• **Problem requirements**
Scan the records below. List lines holding "this".

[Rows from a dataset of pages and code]
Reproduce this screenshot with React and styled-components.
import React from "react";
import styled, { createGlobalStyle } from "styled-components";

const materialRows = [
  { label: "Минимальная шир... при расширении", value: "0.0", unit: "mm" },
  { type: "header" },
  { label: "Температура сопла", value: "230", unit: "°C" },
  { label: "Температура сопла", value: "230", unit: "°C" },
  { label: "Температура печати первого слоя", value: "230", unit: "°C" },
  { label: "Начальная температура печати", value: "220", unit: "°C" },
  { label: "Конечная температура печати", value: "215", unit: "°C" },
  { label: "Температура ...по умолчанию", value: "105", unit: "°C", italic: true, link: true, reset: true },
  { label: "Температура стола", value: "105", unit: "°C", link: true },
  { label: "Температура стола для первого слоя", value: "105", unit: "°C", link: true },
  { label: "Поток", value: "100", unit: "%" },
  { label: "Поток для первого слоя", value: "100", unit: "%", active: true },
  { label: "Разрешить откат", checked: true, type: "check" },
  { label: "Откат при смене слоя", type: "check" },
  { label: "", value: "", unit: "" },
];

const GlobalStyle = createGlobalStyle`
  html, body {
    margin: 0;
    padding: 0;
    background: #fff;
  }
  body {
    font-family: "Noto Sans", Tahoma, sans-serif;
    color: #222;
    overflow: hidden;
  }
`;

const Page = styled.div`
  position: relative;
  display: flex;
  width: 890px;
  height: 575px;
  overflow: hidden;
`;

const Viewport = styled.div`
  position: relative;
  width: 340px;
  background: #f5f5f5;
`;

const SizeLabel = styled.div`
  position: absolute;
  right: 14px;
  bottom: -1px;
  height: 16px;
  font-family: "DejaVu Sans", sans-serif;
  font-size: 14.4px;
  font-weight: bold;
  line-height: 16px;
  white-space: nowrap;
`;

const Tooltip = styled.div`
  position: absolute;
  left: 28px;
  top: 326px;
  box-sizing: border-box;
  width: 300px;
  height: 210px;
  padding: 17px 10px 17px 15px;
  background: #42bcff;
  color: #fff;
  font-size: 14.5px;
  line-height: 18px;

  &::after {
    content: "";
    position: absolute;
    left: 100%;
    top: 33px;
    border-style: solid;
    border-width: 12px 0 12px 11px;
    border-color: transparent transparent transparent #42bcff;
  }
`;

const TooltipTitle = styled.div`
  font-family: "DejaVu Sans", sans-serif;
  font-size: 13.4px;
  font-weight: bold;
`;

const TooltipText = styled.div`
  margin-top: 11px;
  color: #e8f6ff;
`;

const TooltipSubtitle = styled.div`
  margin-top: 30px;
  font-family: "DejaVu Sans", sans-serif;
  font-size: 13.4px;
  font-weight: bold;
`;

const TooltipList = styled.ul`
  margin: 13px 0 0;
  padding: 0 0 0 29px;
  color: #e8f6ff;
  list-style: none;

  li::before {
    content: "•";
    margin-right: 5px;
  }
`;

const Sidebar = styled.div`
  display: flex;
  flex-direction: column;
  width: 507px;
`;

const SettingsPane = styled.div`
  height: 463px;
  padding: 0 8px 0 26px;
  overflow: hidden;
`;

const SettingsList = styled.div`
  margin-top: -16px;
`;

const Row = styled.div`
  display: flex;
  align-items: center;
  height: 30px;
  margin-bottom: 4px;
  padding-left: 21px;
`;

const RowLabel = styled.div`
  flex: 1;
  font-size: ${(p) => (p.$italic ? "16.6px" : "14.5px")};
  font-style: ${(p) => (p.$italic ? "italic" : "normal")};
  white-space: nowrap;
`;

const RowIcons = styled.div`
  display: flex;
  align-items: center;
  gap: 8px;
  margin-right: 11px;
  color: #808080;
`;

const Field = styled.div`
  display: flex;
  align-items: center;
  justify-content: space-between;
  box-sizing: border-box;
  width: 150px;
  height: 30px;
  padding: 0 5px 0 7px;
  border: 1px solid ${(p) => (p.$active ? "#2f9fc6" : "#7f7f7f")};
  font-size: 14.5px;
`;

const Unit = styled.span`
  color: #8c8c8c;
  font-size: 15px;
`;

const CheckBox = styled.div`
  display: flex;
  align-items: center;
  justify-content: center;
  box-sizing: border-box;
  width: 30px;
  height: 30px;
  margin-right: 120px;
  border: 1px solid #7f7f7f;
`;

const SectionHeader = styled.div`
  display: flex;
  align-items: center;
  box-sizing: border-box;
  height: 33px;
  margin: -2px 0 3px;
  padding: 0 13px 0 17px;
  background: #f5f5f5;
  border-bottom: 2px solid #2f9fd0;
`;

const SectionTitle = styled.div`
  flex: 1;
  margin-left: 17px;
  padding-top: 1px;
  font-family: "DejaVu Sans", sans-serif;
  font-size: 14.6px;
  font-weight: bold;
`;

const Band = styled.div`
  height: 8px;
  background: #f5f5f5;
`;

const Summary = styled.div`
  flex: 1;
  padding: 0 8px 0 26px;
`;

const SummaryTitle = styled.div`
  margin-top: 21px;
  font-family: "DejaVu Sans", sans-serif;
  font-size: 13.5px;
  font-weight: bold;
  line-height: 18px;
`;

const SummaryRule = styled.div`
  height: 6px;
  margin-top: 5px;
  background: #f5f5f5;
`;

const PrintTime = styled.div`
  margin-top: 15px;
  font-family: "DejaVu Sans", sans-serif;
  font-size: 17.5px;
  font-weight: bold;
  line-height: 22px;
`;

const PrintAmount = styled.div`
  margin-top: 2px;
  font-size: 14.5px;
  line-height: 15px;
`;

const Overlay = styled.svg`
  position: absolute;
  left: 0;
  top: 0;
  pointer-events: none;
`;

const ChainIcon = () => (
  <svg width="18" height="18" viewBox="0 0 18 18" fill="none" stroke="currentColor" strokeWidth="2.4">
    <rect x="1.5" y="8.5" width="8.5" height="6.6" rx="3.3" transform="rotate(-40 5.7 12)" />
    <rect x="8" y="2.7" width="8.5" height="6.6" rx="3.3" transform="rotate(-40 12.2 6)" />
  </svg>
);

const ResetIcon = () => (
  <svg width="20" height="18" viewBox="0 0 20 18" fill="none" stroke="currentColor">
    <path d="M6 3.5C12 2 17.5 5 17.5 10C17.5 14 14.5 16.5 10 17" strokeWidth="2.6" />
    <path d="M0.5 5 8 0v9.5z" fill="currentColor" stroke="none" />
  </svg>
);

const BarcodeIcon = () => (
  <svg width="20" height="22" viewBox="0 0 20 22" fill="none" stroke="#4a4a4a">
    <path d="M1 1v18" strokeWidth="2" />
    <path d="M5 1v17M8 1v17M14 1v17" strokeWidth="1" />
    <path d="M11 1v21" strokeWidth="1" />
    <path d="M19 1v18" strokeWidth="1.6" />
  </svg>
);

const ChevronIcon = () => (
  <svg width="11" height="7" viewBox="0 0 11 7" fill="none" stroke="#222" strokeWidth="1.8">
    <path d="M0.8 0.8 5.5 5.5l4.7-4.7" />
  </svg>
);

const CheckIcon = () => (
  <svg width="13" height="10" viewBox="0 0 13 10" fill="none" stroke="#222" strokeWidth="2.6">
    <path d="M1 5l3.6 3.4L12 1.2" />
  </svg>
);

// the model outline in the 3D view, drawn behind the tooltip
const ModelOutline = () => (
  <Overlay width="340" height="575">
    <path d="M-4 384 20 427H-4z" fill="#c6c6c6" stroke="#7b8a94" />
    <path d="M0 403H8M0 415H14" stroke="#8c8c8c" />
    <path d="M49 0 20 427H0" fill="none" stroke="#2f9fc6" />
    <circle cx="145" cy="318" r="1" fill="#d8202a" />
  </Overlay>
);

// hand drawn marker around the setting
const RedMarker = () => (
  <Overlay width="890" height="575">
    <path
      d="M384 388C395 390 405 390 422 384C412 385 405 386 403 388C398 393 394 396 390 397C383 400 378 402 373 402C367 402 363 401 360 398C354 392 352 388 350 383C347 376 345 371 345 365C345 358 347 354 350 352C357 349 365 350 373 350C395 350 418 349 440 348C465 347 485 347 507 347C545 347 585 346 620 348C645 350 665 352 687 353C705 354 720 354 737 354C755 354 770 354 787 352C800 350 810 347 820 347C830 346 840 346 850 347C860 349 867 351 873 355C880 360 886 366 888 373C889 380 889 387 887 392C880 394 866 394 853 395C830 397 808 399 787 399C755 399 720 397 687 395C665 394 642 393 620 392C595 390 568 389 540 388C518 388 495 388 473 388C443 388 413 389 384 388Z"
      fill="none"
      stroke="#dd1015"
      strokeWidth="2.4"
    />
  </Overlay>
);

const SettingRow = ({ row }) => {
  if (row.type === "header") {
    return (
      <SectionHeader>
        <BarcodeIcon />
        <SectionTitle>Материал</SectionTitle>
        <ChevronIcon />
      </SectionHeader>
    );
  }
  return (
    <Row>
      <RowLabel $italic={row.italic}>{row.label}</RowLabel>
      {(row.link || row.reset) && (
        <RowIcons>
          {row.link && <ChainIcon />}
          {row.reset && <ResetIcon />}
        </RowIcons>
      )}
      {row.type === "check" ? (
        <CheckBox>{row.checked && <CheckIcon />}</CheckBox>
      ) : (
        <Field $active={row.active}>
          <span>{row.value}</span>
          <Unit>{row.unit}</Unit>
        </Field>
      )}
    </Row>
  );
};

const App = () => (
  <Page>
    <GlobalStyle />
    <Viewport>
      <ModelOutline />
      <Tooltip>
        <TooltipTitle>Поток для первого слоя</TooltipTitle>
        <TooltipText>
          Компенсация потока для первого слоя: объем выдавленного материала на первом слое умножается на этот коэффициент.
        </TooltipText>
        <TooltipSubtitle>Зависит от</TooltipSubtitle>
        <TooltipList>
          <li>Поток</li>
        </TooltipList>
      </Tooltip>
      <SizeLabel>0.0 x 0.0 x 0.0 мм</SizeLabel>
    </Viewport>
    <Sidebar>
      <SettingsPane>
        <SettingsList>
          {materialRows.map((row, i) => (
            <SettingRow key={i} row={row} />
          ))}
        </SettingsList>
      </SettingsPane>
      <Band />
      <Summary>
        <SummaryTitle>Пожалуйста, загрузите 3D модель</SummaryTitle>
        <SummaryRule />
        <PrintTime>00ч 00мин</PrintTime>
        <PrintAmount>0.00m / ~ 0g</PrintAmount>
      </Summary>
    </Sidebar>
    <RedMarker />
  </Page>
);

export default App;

---

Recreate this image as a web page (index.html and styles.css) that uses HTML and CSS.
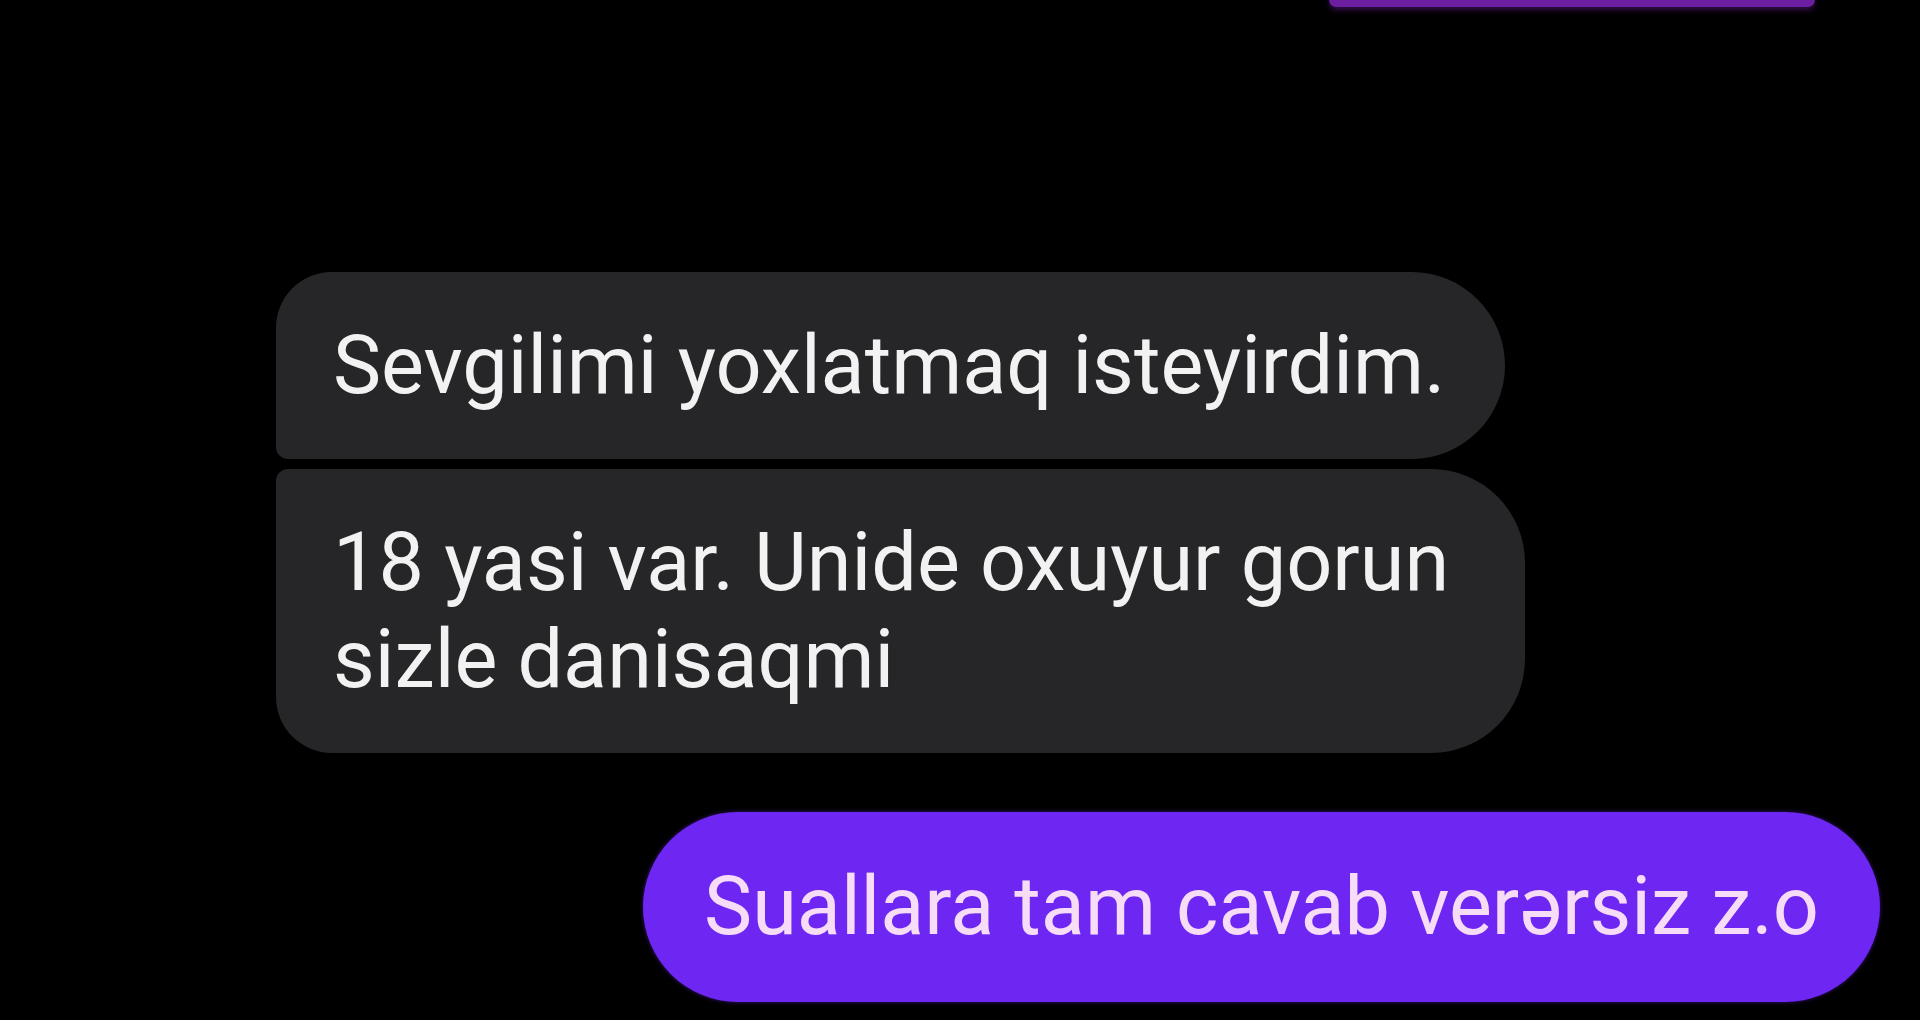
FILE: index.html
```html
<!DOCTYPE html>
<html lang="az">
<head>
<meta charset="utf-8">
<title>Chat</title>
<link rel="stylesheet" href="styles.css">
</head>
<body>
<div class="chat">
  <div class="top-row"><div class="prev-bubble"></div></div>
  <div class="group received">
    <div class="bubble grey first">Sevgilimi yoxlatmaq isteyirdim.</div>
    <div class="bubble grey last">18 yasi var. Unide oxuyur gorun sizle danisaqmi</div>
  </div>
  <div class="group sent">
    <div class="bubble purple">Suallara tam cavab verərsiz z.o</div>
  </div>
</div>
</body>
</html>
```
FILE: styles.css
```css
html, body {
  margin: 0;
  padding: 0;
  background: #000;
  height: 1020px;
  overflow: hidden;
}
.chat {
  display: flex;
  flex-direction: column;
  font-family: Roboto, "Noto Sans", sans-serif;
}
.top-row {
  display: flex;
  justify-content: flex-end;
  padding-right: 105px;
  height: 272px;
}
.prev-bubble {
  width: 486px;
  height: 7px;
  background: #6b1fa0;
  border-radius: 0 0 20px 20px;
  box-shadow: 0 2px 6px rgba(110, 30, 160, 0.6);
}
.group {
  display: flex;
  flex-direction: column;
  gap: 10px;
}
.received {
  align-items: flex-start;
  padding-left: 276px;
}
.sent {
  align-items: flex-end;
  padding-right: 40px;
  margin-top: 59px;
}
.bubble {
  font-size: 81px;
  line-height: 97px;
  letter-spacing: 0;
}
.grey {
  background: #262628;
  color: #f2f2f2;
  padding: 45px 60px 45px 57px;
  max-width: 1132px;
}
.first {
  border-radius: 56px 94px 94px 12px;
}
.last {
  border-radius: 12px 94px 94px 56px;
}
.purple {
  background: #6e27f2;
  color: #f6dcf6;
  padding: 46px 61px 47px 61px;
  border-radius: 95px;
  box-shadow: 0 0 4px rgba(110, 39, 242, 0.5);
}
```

• **Task solution**
Reproduce this screenshot with React and styled-components.
Recreate this image as a web page (index.html and styles.css) that uses HTML and CSS.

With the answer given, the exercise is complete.